Developer Strategy: Incentives Over Price Correction

In this phase of the cycle, developer behaviour becomes critical.

Dubai developers rarely lead with price reductions. Instead, they protect pricing and compete through structural incentives.

I expect to see an increase in:

  • Extended post-handover payment plans (3–5 years)
  • Lower entry points and softer payment structures
  • DLD fee waivers (4%)
  • Additional incentives such as:
    • Service charge guarantees
    • Furnishing packages
    • Select yield support mechanisms

The Strategic Insight

For experienced investors, this is where opportunity emerges.

The market may not correct materially in price—but it will improve significantly in terms.

For HNWI investors, this translates into:

  • More efficient capital deployment
  • Enhanced cash flow flexibility
  • Improved risk-adjusted returns

This is a structural opportunity disguised as a quiet market.

Investor Behaviour: A Shift Toward Quality

The current environment is also driving a clear evolution in buyer behaviour.

We are moving away from speculative momentum and toward disciplined capital allocation.

Investors are now prioritising:

  • Proven locations
  • Tier-one developers
  • Income resilience and long-term value

This is not a negative shift—it is a maturing of the market, and one that typically precedes stronger, more sustainable growth phases.

Pent-Up Demand: The Catalyst for the Next Cycle

While sentiment has softened in the short term, the underlying demand for Dubai remains exceptionally strong.

What we are seeing is not a reduction in demand—but a temporary delay in deployment.

Why Demand Remains Structurally Strong

Dubai continues to attract global capital and relocation for several enduring reasons:

  • A reputation for safety and stability in an increasingly volatile world
  • A world-class lifestyle offering across infrastructure, healthcare, and education
  • A highly attractive low to zero tax environment
  • Year-round sunshine and climate appeal, particularly for European investors
  • Expanding business and entrepreneurial opportunities
  • A globally connected ecosystem of like-minded, internationally mobile individuals

These drivers are not cyclical—they are structural.

What This Means in Practice

Many prospective buyers are currently:

  • Pausing decisions rather than withdrawing
  • Waiting for clarity before deploying capital
  • Monitoring geopolitical developments

This creates pent-up demand beneath the surface.

When the Market Turns

When confidence returns—particularly if aligned with the Q4 seasonal rebound—we are likely to see:

  • rapid release of pent-up demand
  • Increased competition for prime assets
  • A tightening of developer incentives
  • Early-stage upward pressure on pricing

Dubai does not typically recover gradually—it tends to reprice quickly once sentiment shifts.

Where I Am Advising Clients to Position Capital

In the current environment, asset selection is critical.

Not all segments will recover equally.

My strategy with clients is focused on quality, scarcity, and resilience.

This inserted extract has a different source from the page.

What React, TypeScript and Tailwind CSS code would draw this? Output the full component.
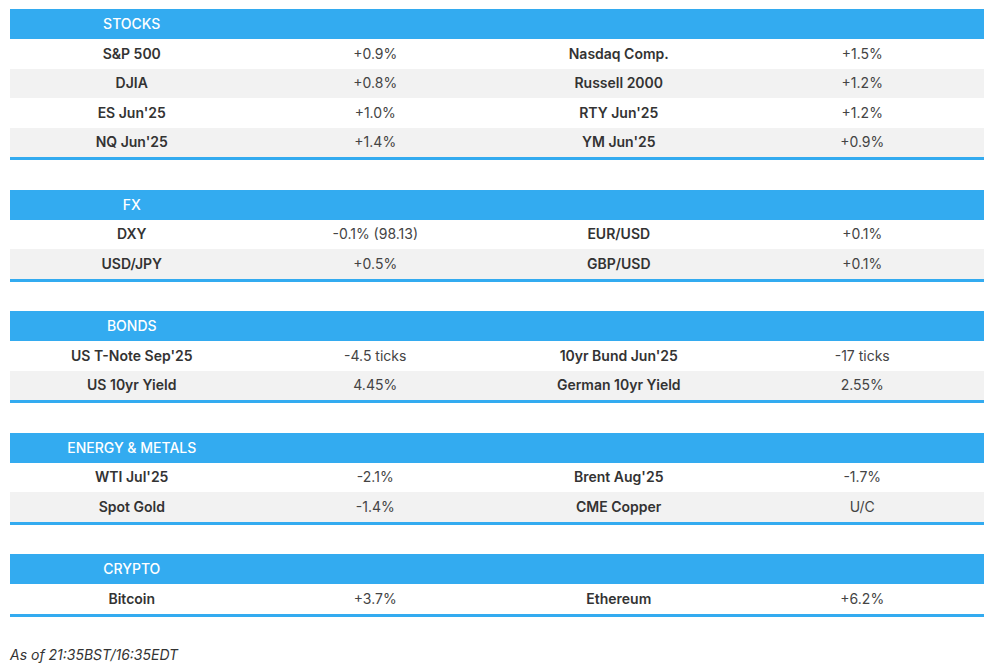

1. Government-Backed & Tier-One Developers

I am advising a clear focus on institutionally strong, premium developers, particularly those with government backing.

These developers:

  • Demonstrate greater resilience during downturns
  • Maintain delivery credibility
  • Protect long-term value
  • Lead the recovery cycle

In every cycle, capital returns first to certainty and quality.

2. Scarcity-Driven Assets in Prime Locations

Equally important is targeting assets that are inherently difficult to replicate.

This includes:

  • Prime, established communities
  • Waterfront and lifestyle-driven locations
  • Boutique or differentiated developments

Scarcity creates pricing power—even in softer markets.

These assets are typically:

  • First to transact in a recovery
  • Less sensitive to volatility
  • Stronger performers over time

3. Villas & Townhouses: Structural Outperformance

One of the most compelling long-term trends in Dubai is the continued outperformance of villas and townhouses.

This is driven by:

  • Demographic shifts and family relocation
  • Lifestyle preferences prioritising space and privacy
  • Limited supply in prime locations

As a result:

  • Rental demand remains robust
  • Vacancy risk is reduced
  • Capital appreciation is more stable

For many HNWI investors, this segment represents one of the most defensive and strategically sound allocations in the current market.

Strategic Positioning for the Recovery

In practical terms, my current advisory framework is built on three pillars:

  • Strength → Tier-one, credible developers
  • Scarcity → Prime, limited-supply assets
  • Stability → End-user-driven segments (villas and townhouses)

These are the assets most likely to:

  • Recover first
  • Attract immediate demand
  • Deliver outsized performance in the next phase

Final Thoughts: Positioning Ahead of the Curve

Markets do not bottom when confidence is high.

They bottom when:

  • Sentiment is uncertain
  • Activity is subdued
  • Capital is cautious

That is the environment we are in today.

If tensions ease in the coming weeks, the most probable scenario is:

  • September trough in activity and sentiment
  • Followed by a Q4 rebound driven by confidence and pent-up demand

By the time the market feels comfortable again, the most compelling opportunities will likely have already been absorbed.

This is not a moment to react—it is a moment to position strategically ahead of the recovery cycle.

Dubai remains one of the most resilient and globally attractive real estate markets.

And for investors who understand timing, structure, and asset selection, the current window offers a rare opportunity to deploy capital with both protection and upside.